■ RECORDED DATA ■
+-------+

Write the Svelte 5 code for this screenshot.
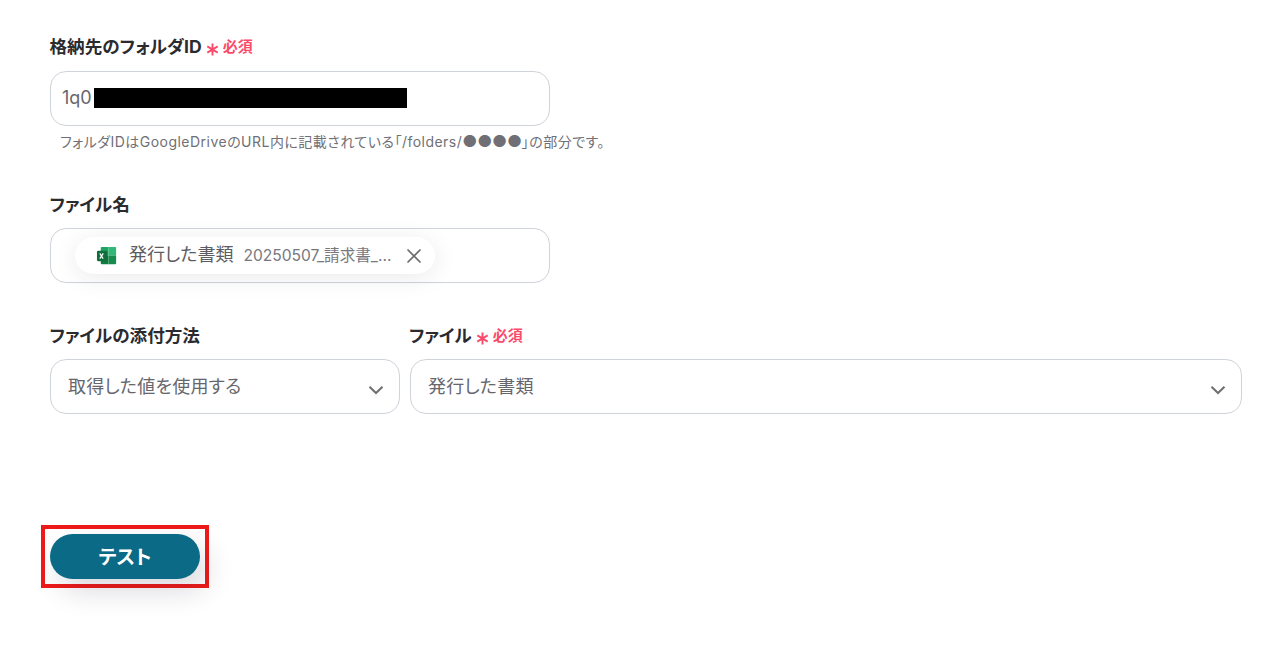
<script>
  const open = "\u300C/folders/";
  const dots = "\u25CF\u25CF\u25CF\u25CF";
  const tail = "\u300D\u306E\u90E8\u5206\u3067\u3059\u3002";
</script>

{#snippet star()}
  <svg class="star" viewBox="0 0 12 12" width="13" height="13" aria-hidden="true">
    <path d="M6 .5v11M1.2 3.2l9.6 5.6M10.8 3.2L1.2 8.8" stroke="#fb4b6b" stroke-width="1.8" fill="none"/>
  </svg>
{/snippet}

<main class="page">
  <section class="field first">
    <div class="label">格納先のフォルダID{@render star()}<span class="req">必須</span></div>
    <div class="box text-box">
      <span class="value">1q0</span><span class="mask"></span>
    </div>
    <p class="hint">フォルダIDはGoogleDriveのURL内に記載されている{open}<span class="dots">{dots}</span>{tail}</p>
  </section>

  <section class="field second">
    <div class="label">ファイル名</div>
    <div class="box chip-box">
      <div class="chip">
        <svg class="xl" viewBox="0 0 24 24" width="23" height="23" aria-hidden="true">
          <path fill="#21a366" d="M6 3h7v9H5V4a1 1 0 0 1 1-1z"/>
          <path fill="#2fb877" d="M13 3h7a1 1 0 0 1 1 1v8h-8z"/>
          <path fill="#107c41" d="M5 12h8v9H6a1 1 0 0 1-1-1z"/>
          <path fill="#178a4e" d="M13 12h8v8a1 1 0 0 1-1 1h-7z"/>
          <rect x="1" y="7" width="11" height="11" rx="1.2" fill="#0f6f3b"/>
          <path d="M4 9.8l3.4 5.4M7.6 9.8l-3.6 5.4" stroke="#fff" stroke-width="1.3" fill="none"/>
        </svg>
        <span class="chip-name">発行した書類</span>
        <span class="chip-sub">20250507_請求書_...</span>
        <svg class="close" viewBox="0 0 16 16" width="16" height="16" aria-hidden="true">
          <path d="M1.5 1.5l13 13M14.5 1.5l-13 13" stroke="#6b6b6b" stroke-width="1.7" fill="none"/>
        </svg>
      </div>
    </div>
  </section>

  <section class="row">
    <div class="col-a">
      <div class="label">ファイルの添付方法</div>
      <div class="box select">
        <span class="sel-text">取得した値を使用する</span>
        <svg class="chev" viewBox="0 0 16 10" width="16" height="10" aria-hidden="true">
          <path d="M1.5 1.8L8 8l6.5-6.2" stroke="#6f6f6f" stroke-width="2" fill="none"/>
        </svg>
      </div>
    </div>
    <div class="col-b">
      <div class="label">ファイル{@render star()}<span class="req">必須</span></div>
      <div class="box select">
        <span class="sel-text">発行した書類</span>
        <svg class="chev" viewBox="0 0 16 10" width="16" height="10" aria-hidden="true">
          <path d="M1.5 1.8L8 8l6.5-6.2" stroke="#6f6f6f" stroke-width="2" fill="none"/>
        </svg>
      </div>
    </div>
  </section>

  <div class="frame">
    <button class="test" type="button">テスト</button>
  </div>
</main>

<style>
  :global(body) {
    margin: 0;
    background: #fff;
    font-family: Inter, "Noto Sans CJK JP", sans-serif;
    font-feature-settings: "palt";
  }
  .page {
    box-sizing: border-box;
    width: 1287px;
    height: 646px;
    padding: 35px 45px 0 50px;
    overflow: hidden;
    color: #2f2f33;
  }
  .label {
    display: flex;
    align-items: center;
    height: 24px;
    margin: 0 0 12px -0.5px;
    font-size: 17.6px;
    font-weight: 700;
    line-height: 24px;
    color: #2b2b2f;
    white-space: nowrap;
  }
  .star {
    flex: none;
    margin-left: 4px;
    transform: translateY(2px);
  }
  .req {
    margin-left: 4px;
    font-size: 15px;
    font-weight: 700;
    color: #fb4b6b;
  }
  .box {
    box-sizing: border-box;
    height: 55px;
    border: 1px solid #cfd3da;
    border-radius: 16px;
    background: #fff;
    display: flex;
    align-items: center;
  }
  .field {
    width: 500px;
  }
  .text-box {
    padding-left: 11px;
    padding-bottom: 2px;
  }
  .value {
    font-size: 18px;
    line-height: 24px;
    color: #66666c;
  }
  .mask {
    display: block;
    width: 313px;
    height: 20px;
    margin-left: 2px;
    background: #000;
  }
  .hint {
    height: 18px;
    margin: 6px 0 0 10px;
    font-size: 14px;
    letter-spacing: 0.48px;
    line-height: 18px;
    color: #6f6f75;
    white-space: nowrap;
  }
  .dots {
    font-size: 16.5px;
    letter-spacing: -0.2px;
    line-height: 18px;
  }
  .second {
    margin-top: 43px;
  }
  .second .label {
    margin-bottom: 11px;
  }
  .chip-box {
    padding-left: 24px;
  }
  .chip {
    box-sizing: border-box;
    display: flex;
    align-items: center;
    width: 360px;
    height: 37px;
    padding-left: 21px;
    border-radius: 19px;
    background: #fff;
    box-shadow: 0 4px 24px rgba(30, 30, 50, 0.09);
  }
  .xl {
    flex: none;
  }
  .chip-name {
    margin-left: 10px;
    font-size: 18px;
    line-height: 24px;
    transform: translateY(-1px);
    color: #5c5c62;
  }
  .chip-sub {
    margin-left: 10px;
    font-size: 15.6px;
    line-height: 24px;
    color: #77777d;
    white-space: nowrap;
  }
  .close {
    margin-left: 15px;
    flex: none;
  }
  .row {
    display: flex;
    margin-top: 41px;
  }
  .row .label {
    margin-bottom: 11px;
  }
  .col-a {
    flex: none;
    width: 350px;
  }
  .col-b {
    flex: none;
    width: 832px;
    margin-left: 10px;
  }
  .col-b .label {
    margin-left: -1px;
  }
  .select {
    justify-content: space-between;
    padding: 0 15px 0 17px;
  }
  .sel-text {
    font-size: 18px;
    letter-spacing: 0.2px;
    line-height: 24px;
    color: #66666c;
  }
  .chev {
    margin-top: 6px;
    flex: none;
  }
  .frame {
    box-sizing: border-box;
    width: 168px;
    height: 63px;
    margin: 111px 0 0 -9px;
    padding: 5px;
    border: 4px solid #ee1a1a;
  }
  .test {
    display: block;
    width: 150px;
    height: 45px;
    padding: 1px 0 0;
    border: 0;
    border-radius: 23px;
    background: #0b6a86;
    color: #fff;
    font: 700 19.5px/24px Inter, "Noto Sans CJK JP", sans-serif;
    font-feature-settings: "palt";
    box-shadow: 8px 12px 28px rgba(30, 30, 60, 0.16);
  }
</style>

+-------+

■ WHAT IS NEEDED ■
Your task is an exact transcription of all the data, minus the pictures.

■ SOLUTION FOR THIS PROBLEM ■
Write the Svelte 5 code for this screenshot.
<script>
  const open = "\u300C/folders/";
  const dots = "\u25CF\u25CF\u25CF\u25CF";
  const tail = "\u300D\u306E\u90E8\u5206\u3067\u3059\u3002";
</script>

{#snippet star()}
  <svg class="star" viewBox="0 0 12 12" width="13" height="13" aria-hidden="true">
    <path d="M6 .5v11M1.2 3.2l9.6 5.6M10.8 3.2L1.2 8.8" stroke="#fb4b6b" stroke-width="1.8" fill="none"/>
  </svg>
{/snippet}

<main class="page">
  <section class="field first">
    <div class="label">格納先のフォルダID{@render star()}<span class="req">必須</span></div>
    <div class="box text-box">
      <span class="value">1q0</span><span class="mask"></span>
    </div>
    <p class="hint">フォルダIDはGoogleDriveのURL内に記載されている{open}<span class="dots">{dots}</span>{tail}</p>
  </section>

  <section class="field second">
    <div class="label">ファイル名</div>
    <div class="box chip-box">
      <div class="chip">
        <svg class="xl" viewBox="0 0 24 24" width="23" height="23" aria-hidden="true">
          <path fill="#21a366" d="M6 3h7v9H5V4a1 1 0 0 1 1-1z"/>
          <path fill="#2fb877" d="M13 3h7a1 1 0 0 1 1 1v8h-8z"/>
          <path fill="#107c41" d="M5 12h8v9H6a1 1 0 0 1-1-1z"/>
          <path fill="#178a4e" d="M13 12h8v8a1 1 0 0 1-1 1h-7z"/>
          <rect x="1" y="7" width="11" height="11" rx="1.2" fill="#0f6f3b"/>
          <path d="M4 9.8l3.4 5.4M7.6 9.8l-3.6 5.4" stroke="#fff" stroke-width="1.3" fill="none"/>
        </svg>
        <span class="chip-name">発行した書類</span>
        <span class="chip-sub">20250507_請求書_...</span>
        <svg class="close" viewBox="0 0 16 16" width="16" height="16" aria-hidden="true">
          <path d="M1.5 1.5l13 13M14.5 1.5l-13 13" stroke="#6b6b6b" stroke-width="1.7" fill="none"/>
        </svg>
      </div>
    </div>
  </section>

  <section class="row">
    <div class="col-a">
      <div class="label">ファイルの添付方法</div>
      <div class="box select">
        <span class="sel-text">取得した値を使用する</span>
        <svg class="chev" viewBox="0 0 16 10" width="16" height="10" aria-hidden="true">
          <path d="M1.5 1.8L8 8l6.5-6.2" stroke="#6f6f6f" stroke-width="2" fill="none"/>
        </svg>
      </div>
    </div>
    <div class="col-b">
      <div class="label">ファイル{@render star()}<span class="req">必須</span></div>
      <div class="box select">
        <span class="sel-text">発行した書類</span>
        <svg class="chev" viewBox="0 0 16 10" width="16" height="10" aria-hidden="true">
          <path d="M1.5 1.8L8 8l6.5-6.2" stroke="#6f6f6f" stroke-width="2" fill="none"/>
        </svg>
      </div>
    </div>
  </section>

  <div class="frame">
    <button class="test" type="button">テスト</button>
  </div>
</main>

<style>
  :global(body) {
    margin: 0;
    background: #fff;
    font-family: Inter, "Noto Sans CJK JP", sans-serif;
    font-feature-settings: "palt";
  }
  .page {
    box-sizing: border-box;
    width: 1287px;
    height: 646px;
    padding: 35px 45px 0 50px;
    overflow: hidden;
    color: #2f2f33;
  }
  .label {
    display: flex;
    align-items: center;
    height: 24px;
    margin: 0 0 12px -0.5px;
    font-size: 17.6px;
    font-weight: 700;
    line-height: 24px;
    color: #2b2b2f;
    white-space: nowrap;
  }
  .star {
    flex: none;
    margin-left: 4px;
    transform: translateY(2px);
  }
  .req {
    margin-left: 4px;
    font-size: 15px;
    font-weight: 700;
    color: #fb4b6b;
  }
  .box {
    box-sizing: border-box;
    height: 55px;
    border: 1px solid #cfd3da;
    border-radius: 16px;
    background: #fff;
    display: flex;
    align-items: center;
  }
  .field {
    width: 500px;
  }
  .text-box {
    padding-left: 11px;
    padding-bottom: 2px;
  }
  .value {
    font-size: 18px;
    line-height: 24px;
    color: #66666c;
  }
  .mask {
    display: block;
    width: 313px;
    height: 20px;
    margin-left: 2px;
    background: #000;
  }
  .hint {
    height: 18px;
    margin: 6px 0 0 10px;
    font-size: 14px;
    letter-spacing: 0.48px;
    line-height: 18px;
    color: #6f6f75;
    white-space: nowrap;
  }
  .dots {
    font-size: 16.5px;
    letter-spacing: -0.2px;
    line-height: 18px;
  }
  .second {
    margin-top: 43px;
  }
  .second .label {
    margin-bottom: 11px;
  }
  .chip-box {
    padding-left: 24px;
  }
  .chip {
    box-sizing: border-box;
    display: flex;
    align-items: center;
    width: 360px;
    height: 37px;
    padding-left: 21px;
    border-radius: 19px;
    background: #fff;
    box-shadow: 0 4px 24px rgba(30, 30, 50, 0.09);
  }
  .xl {
    flex: none;
  }
  .chip-name {
    margin-left: 10px;
    font-size: 18px;
    line-height: 24px;
    transform: translateY(-1px);
    color: #5c5c62;
  }
  .chip-sub {
    margin-left: 10px;
    font-size: 15.6px;
    line-height: 24px;
    color: #77777d;
    white-space: nowrap;
  }
  .close {
    margin-left: 15px;
    flex: none;
  }
  .row {
    display: flex;
    margin-top: 41px;
  }
  .row .label {
    margin-bottom: 11px;
  }
  .col-a {
    flex: none;
    width: 350px;
  }
  .col-b {
    flex: none;
    width: 832px;
    margin-left: 10px;
  }
  .col-b .label {
    margin-left: -1px;
  }
  .select {
    justify-content: space-between;
    padding: 0 15px 0 17px;
  }
  .sel-text {
    font-size: 18px;
    letter-spacing: 0.2px;
    line-height: 24px;
    color: #66666c;
  }
  .chev {
    margin-top: 6px;
    flex: none;
  }
  .frame {
    box-sizing: border-box;
    width: 168px;
    height: 63px;
    margin: 111px 0 0 -9px;
    padding: 5px;
    border: 4px solid #ee1a1a;
  }
  .test {
    display: block;
    width: 150px;
    height: 45px;
    padding: 1px 0 0;
    border: 0;
    border-radius: 23px;
    background: #0b6a86;
    color: #fff;
    font: 700 19.5px/24px Inter, "Noto Sans CJK JP", sans-serif;
    font-feature-settings: "palt";
    box-shadow: 8px 12px 28px rgba(30, 30, 60, 0.16);
  }
</style>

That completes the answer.